§ REQUIRED TASK
Give every line from the entries that contains "page".

§ PROVIDED RECORDS
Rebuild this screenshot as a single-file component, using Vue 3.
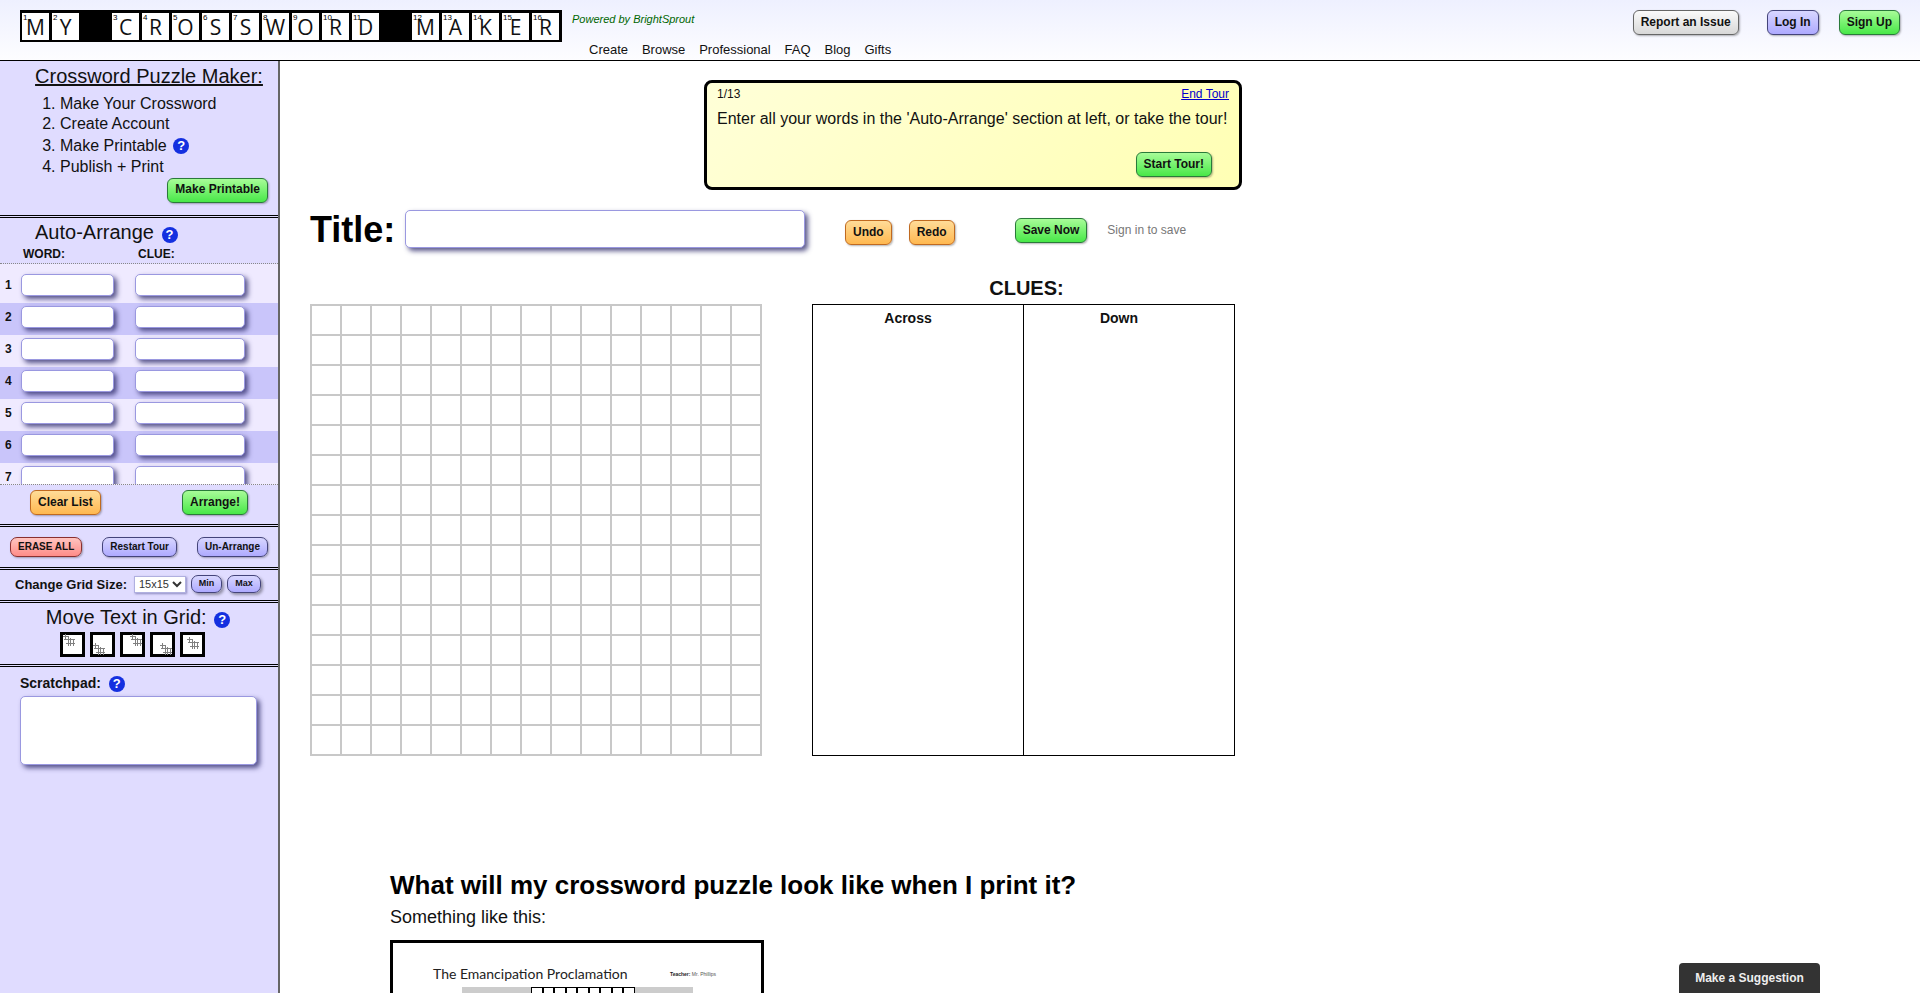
<script setup>
const logo = [
  ['M', 1], ['Y', 2], null, ['C', 3], ['R', 4], ['O', 5], ['S', 6], ['S', 7], ['W', 8],
  ['O', 9], ['R', 10], ['D', 11], null, ['M', 12], ['A', 13], ['K', 14], ['E', 15], ['R', 16]
]
const nav = ['Create', 'Browse', 'Professional', 'FAQ', 'Blog', 'Gifts']
const rows = [1, 2, 3, 4, 5, 6, 7]
const moves = [
  { x: 0, y: -1 }, { x: 0, y: 8 }, { x: 7, y: -1 }, { x: 7, y: 8 }, { x: 4, y: 2 }
]
</script>

<template>
  <div class="page">
    <header class="top">
      <div class="logo">
        <template v-for="(c, i) in logo" :key="i">
          <div v-if="c" class="tile"><span class="num">{{ c[1] }}</span>{{ c[0] }}</div>
          <div v-else class="blank"></div>
        </template>
      </div>
      <div class="topmid">
        <div class="powered">Powered by BrightSprout</div>
        <nav class="nav"><span v-for="n in nav" :key="n">{{ n }}</span></nav>
      </div>
      <div class="topright">
        <button class="btn grey">Report an Issue</button>
        <button class="btn purple login">Log In</button>
        <button class="btn green">Sign Up</button>
      </div>
    </header>

    <div class="body">
      <aside class="side">
        <section class="s s1">
          <div class="maker">Crossword Puzzle Maker:</div>
          <ol class="steps">
            <li>Make Your Crossword</li>
            <li>Create Account</li>
            <li class="tall">Make Printable <span class="help">?</span></li>
            <li>Publish + Print</li>
          </ol>
          <div class="mp"><button class="btn green">Make Printable</button></div>
        </section>

        <section class="s s2">
          <div class="aa-head">
            <div class="aa-title">Auto-Arrange <span class="help">?</span></div>
            <div class="aa-labels"><span class="lw">WORD:</span><span>CLUE:</span></div>
          </div>
          <div class="aa-list">
            <div v-for="r in rows" :key="r" class="aa-row" :class="{ even: r % 2 === 0 }">
              <span class="rn">{{ r }}</span>
              <input class="inp w" type="text" />
              <input class="inp c" type="text" />
            </div>
          </div>
          <div class="aa-actions">
            <button class="btn orange">Clear List</button>
            <button class="btn green">Arrange!</button>
          </div>
        </section>

        <section class="s s3">
          <button class="btn sm red">ERASE ALL</button>
          <button class="btn sm purple">Restart Tour</button>
          <button class="btn sm purple">Un-Arrange</button>
        </section>

        <section class="s s4">
          <label class="gs">Change Grid Size:</label>
          <select class="sel"><option>15x15</option></select>
          <button class="btn xs purple">Min</button>
          <button class="btn xs purple">Max</button>
        </section>

        <section class="s s5">
          <div class="mt">Move Text in Grid: <span class="help">?</span></div>
          <div class="moves">
            <div v-for="(m, i) in moves" :key="i" class="mv">
              <svg width="19" height="19" viewBox="0 0 19 19">
                <g :transform="`translate(${m.x} ${m.y})`" fill="none" stroke="#808080" stroke-width="1">
                  <path d="M0 2.5H6M1 5.5H12M3 9.5H12M2.5 0V6M5.5 2V12M7.5 4V12M10.5 5V12" />
                </g>
              </svg>
            </div>
          </div>
        </section>

        <section class="s6">
          <div class="sp">Scratchpad: <span class="help">?</span></div>
          <textarea class="pad"></textarea>
        </section>
      </aside>

      <main class="main">
        <div class="tour">
          <div class="tour-top"><span>1/13</span><a class="end">End Tour</a></div>
          <div class="tour-msg">Enter all your words in the 'Auto-Arrange' section at left, or take the tour!</div>
          <div class="tour-act"><button class="btn green">Start Tour!</button></div>
        </div>

        <div class="titlerow">
          <span class="tl">Title:</span>
          <input class="inp titleinp" type="text" />
          <button class="btn orange undo">Undo</button>
          <button class="btn orange redo">Redo</button>
          <button class="btn green save">Save Now</button>
          <span class="signin">Sign in to save</span>
        </div>

        <div class="work">
          <div class="grid">
            <div v-for="i in 225" :key="i" class="cell"></div>
          </div>
          <div class="cluescol">
            <div class="clueshead">CLUES:</div>
            <div class="clues">
              <div class="cc">Across</div>
              <div class="cc">Down</div>
            </div>
          </div>
        </div>

        <h2 class="q">What will my crossword puzzle look like when I print it?</h2>
        <p class="a">Something like this:</p>
        <div class="sample">
          <div class="sample-head">
            <span class="sample-title">The Emancipation Proclamation</span>
            <span class="teacher"><b>Teacher:</b> Mr. Phillips</span>
          </div>
          <div class="sample-bar">
            <i v-for="i in 9" :key="i"></i>
          </div>
        </div>
      </main>
    </div>

    <button class="suggest">Make a Suggestion</button>
  </div>
</template>

<style>
html, body { margin: 0; overflow: hidden; }
</style>

<style scoped>
.page {
  height: 100vh;
  overflow: hidden;
  display: flex;
  flex-direction: column;
  font-family: "Liberation Sans", Arial, sans-serif;
  color: #111;
  background: #fff;
}
.top {
  height: 60px;
  flex: none;
  border-bottom: 1px solid #000;
  display: flex;
  padding: 0 20px;
  background: linear-gradient(#eef0ff, #fdfdff);
}
.logo {
  margin-top: 10px;
  width: 542px;
  height: 32px;
  box-sizing: border-box;
  background: #000;
  padding: 3px 3px 2px 2px;
  display: grid;
  grid-template-columns: repeat(18, 27px);
  grid-auto-rows: 27px;
  gap: 3px;
}
.tile {
  position: relative;
  background: #fff;
  font-family: "Open Sans", sans-serif;
  font-size: 21px;
  line-height: 28px;
  text-align: center;
  color: #111;
}
.num {
  position: absolute;
  left: 1px;
  top: 0;
  font-family: "Liberation Sans", sans-serif;
  font-size: 8px;
  line-height: 9px;
  color: #000;
}
.topmid { margin-left: 10px; }
.powered {
  margin-top: 12px;
  font-size: 11px;
  line-height: 14px;
  font-style: italic;
  color: #060;
}
.nav {
  margin-top: 16px;
  padding-left: 17px;
  display: flex;
  gap: 13.9px;
  font-size: 13px;
  line-height: 15px;
  color: #111;
}
.topright {
  margin-left: auto;
  margin-top: 10px;
  display: flex;
  align-items: flex-start;
}
.login { margin: 0 20px 0 28px; }

.btn {
  height: 25px;
  padding: 0 7px 2px;
  border: 1px solid #333;
  border-radius: 6px;
  font-family: "Liberation Sans", Arial, sans-serif;
  font-size: 12px;
  font-weight: bold;
  color: #111;
  box-shadow: 1px 1px 2px rgba(0, 0, 0, .3);
  white-space: nowrap;
  flex: none;
}
.green { background: linear-gradient(#a8fc98, #48e848); border-color: #2a7a3a; }
.orange { background: linear-gradient(#ffdc98, #ffb850); border-color: #c06a20; }
.purple { background: linear-gradient(#d8d6ff, #aeaaff); border-color: #44447a; }
.grey { background: linear-gradient(#fafafa, #d8d8d8); border-color: #666; }
.red { background: linear-gradient(#ffc4c0, #ff8c88); border-color: #8a3030; }
.sm { height: 20px; font-size: 10px; padding: 0 7px 1px; border-radius: 7px; }
.xs { height: 18px; width: 31px; font-size: 9px; padding: 0 0 2px; border-radius: 7px; box-shadow: 2px 2px 3px rgba(0, 0, 0, .35); }
.xs:last-child { width: 34px; }
.mp .btn { padding-bottom: 4px; }

.help {
  display: inline-block;
  width: 16px;
  height: 16px;
  border-radius: 50%;
  background: #1430e0;
  color: #fff;
  font-size: 13px;
  font-weight: bold;
  line-height: 16px;
  text-align: center;
  vertical-align: 1px;
}

.body { flex: 1; display: flex; min-height: 0; }
.side {
  width: 278px;
  flex: none;
  background: #e0dcff;
  border-right: 2px solid #666;
}
.s { border-bottom: 3px double #000; }
.s1 { height: 154px; box-sizing: content-box; }
.maker {
  padding: 4px 0 0 20px;
  text-align: center;
  font-size: 20px;
  line-height: 23px;
  text-decoration: underline;
}
.steps {
  margin: 6px 0 0;
  padding: 0 0 0 60px;
  font-size: 16px;
  line-height: 20px;
}
.tall { height: 23px; line-height: 24px; }
.tall .help { margin-left: 2px; }
.mp { display: flex; justify-content: flex-end; margin: 1px 10px 0 0; }
.s2 { height: 306px; }
.aa-head { height: 45px; border-bottom: 1px dotted #888; }
.aa-title {
  padding: 3px 0 0 35px;
  height: 23px;
  font-size: 20px;
  line-height: 23px;
}
.aa-title .help { margin-left: 2px; vertical-align: 0; }
.aa-labels {
  margin-top: 3px;
  padding-left: 23px;
  font-size: 12px;
  line-height: 14px;
  font-weight: bold;
}
.lw { display: inline-block; width: 115px; }
.aa-list {
  height: 213px;
  padding-top: 7px;
  overflow: hidden;
  background: #efeaff;
  border-bottom: 1px dotted #888;
}
.aa-row {
  height: 32px;
  box-sizing: border-box;
  padding: 3px 0 0 5px;
  display: flex;
}
.aa-row.even { background: #c9c5fa; }
.rn { width: 16px; font-size: 12px; font-weight: bold; line-height: 22px; }
.inp {
  height: 22px;
  box-sizing: border-box;
  border: 1px solid #9a98e0;
  border-radius: 5px;
  background: #fff;
  box-shadow: 3px 3px 5px rgba(50, 48, 110, .8);
  outline: none;
  padding: 0 4px;
  flex: none;
}
.w { width: 93px; }
.c { width: 110px; margin-left: 21px; }
.aa-actions {
  display: flex;
  justify-content: space-between;
  padding: 5px 30px 0;
}
.s3 {
  height: 30px;
  padding: 10px 10px 0;
  display: flex;
  justify-content: space-between;
  align-items: flex-start;
}
.s4 {
  height: 28px;
  padding: 0 0 2px 15px;
  display: flex;
  align-items: center;
}
.gs { font-size: 13px; font-weight: bold; width: 119px; flex: none; }
.sel {
  width: 52px;
  height: 17px;
  font-family: "Liberation Sans", sans-serif;
  font-size: 11px;
  padding: 0;
  border: 1px solid #b0b0e0;
  background-color: #fff;
  color: #333;
  box-shadow: 1px 1px 2px rgba(60, 55, 130, .5);
}
.s4 .btn { margin-left: 5px; }
.s5 { height: 61px; }
.mt {
  padding: 3px 2px 0 0;
  height: 23px;
  text-align: center;
  font-size: 20px;
  line-height: 23px;
}
.mt .help { margin-left: 2px; vertical-align: 0; }
.moves { display: flex; gap: 5px; padding: 3px 0 0 60px; }
.mv {
  width: 25px;
  height: 25px;
  box-sizing: border-box;
  border: 3px solid #000;
  background: #fff;
}
.mv svg { display: block; overflow: visible; }
.s6 { padding: 6px 0 0 20px; }
.sp { height: 20px; font-size: 14px; font-weight: bold; line-height: 20px; }
.sp .help { margin-left: 4px; vertical-align: 0; }
.pad {
  display: block;
  margin-top: 3px;
  width: 237px;
  height: 69px;
  box-sizing: border-box;
  border: 1px solid #9a98e0;
  border-radius: 5px;
  background: #fff;
  box-shadow: 3px 3px 5px rgba(50, 48, 110, .8);
  outline: none;
  resize: none;
}

.main { flex: 1; min-width: 0; }
.tour {
  margin: 19px 0 0 424px;
  width: 538px;
  height: 110px;
  box-sizing: border-box;
  border: 3px solid #000;
  border-radius: 8px;
  background: linear-gradient(135deg, #ffffd8, #ffffb4);
  padding: 4px 10px 0;
}
.tour-top {
  display: flex;
  justify-content: space-between;
  font-size: 12px;
  line-height: 14px;
}
.end { color: #00c; text-decoration: underline; }
.tour-msg { margin-top: 9px; font-size: 16px; line-height: 18px; white-space: nowrap; }
.tour-act { display: flex; justify-content: flex-end; margin: 24px 17px 0 0; }

.titlerow {
  margin: 20px 0 0 30px;
  height: 38px;
  display: flex;
  align-items: flex-start;
}
.tl { font-size: 36px; line-height: 40px; font-weight: bold; color: #000; width: 95px; flex: none; }
.titleinp { width: 400px; height: 38px; }
.undo { margin: 10px 0 0 40px; }
.redo { margin: 10px 0 0 17px; }
.save { margin: 8px 0 0 60px; }
.signin { margin: 13px 0 0 20px; font-size: 12px; line-height: 14px; color: #777; }

.work { margin: 28px 0 0 30px; display: flex; }
.grid {
  margin-top: 28px;
  width: 452px;
  height: 452px;
  box-sizing: border-box;
  border-top: 2px solid #c8c8c8;
  border-left: 2px solid #c8c8c8;
  display: grid;
  grid-template-columns: repeat(15, 30px);
  grid-auto-rows: 30px;
}
.cell {
  border-right: 2px solid #c8c8c8;
  border-bottom: 2px solid #c8c8c8;
}
.cluescol { margin-left: 50px; width: 423px; }
.clueshead {
  height: 28px;
  padding-left: 6px;
  box-sizing: border-box;
  text-align: center;
  font-size: 20px;
  font-weight: bold;
  line-height: 24px;
}
.clues {
  height: 452px;
  box-sizing: border-box;
  border: 1px solid #000;
  display: grid;
  grid-template-columns: 210px 1fr;
}
.cc {
  text-align: center;
  font-size: 14px;
  font-weight: bold;
  line-height: 16px;
  padding: 5px 20px 0 0;
}
.cc + .cc { border-left: 1px solid #000; }

.q {
  margin: 114px 0 0 110px;
  font-size: 26px;
  line-height: 30px;
  font-weight: bold;
  color: #000;
}
.a { margin: 7px 0 0 110px; font-size: 18px; line-height: 21px; }
.sample {
  margin: 12px 0 0 110px;
  width: 374px;
  height: 200px;
  box-sizing: border-box;
  border: 3px solid #000;
  background: #fff;
}
.sample-head {
  padding: 22px 0 0 40px;
  display: flex;
  align-items: center;
  height: 39px;
  box-sizing: border-box;
}
.sample-title { font-family: Lato, sans-serif; font-size: 14px; line-height: 16px; color: #222; width: 237px; flex: none; white-space: nowrap; }
.teacher { font-size: 5px; color: #555; }
.teacher b { color: #222; }
.sample-bar {
  margin: 5px 0 0 69px;
  width: 231px;
  padding-left: 69px;
  box-sizing: border-box;
  background: #ccc;
  display: flex;
  height: 40px;
}
.sample-bar i {
  width: 11.5px;
  height: 11.5px;
  box-sizing: border-box;
  border: 1px solid #000;
  background: #fff;
  flex: none;
}
.suggest {
  position: fixed;
  left: 1679px;
  bottom: 0;
  width: 141px;
  height: 30px;
  border: none;
  border-radius: 4px 4px 0 0;
  background: #333;
  color: #eee;
  font-family: "Liberation Sans", sans-serif;
  font-size: 12px;
  font-weight: bold;
}
</style>
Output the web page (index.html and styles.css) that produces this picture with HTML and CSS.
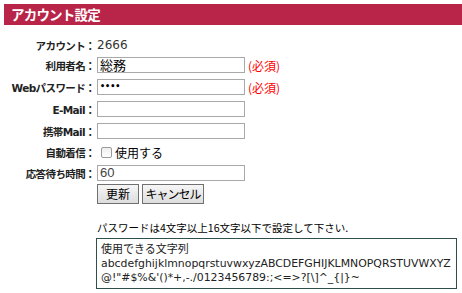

§ FINISHED EXERCISE
  <div class="page">
.page {
Output the web page (index.html and styles.css) that produces this picture with HTML and CSS.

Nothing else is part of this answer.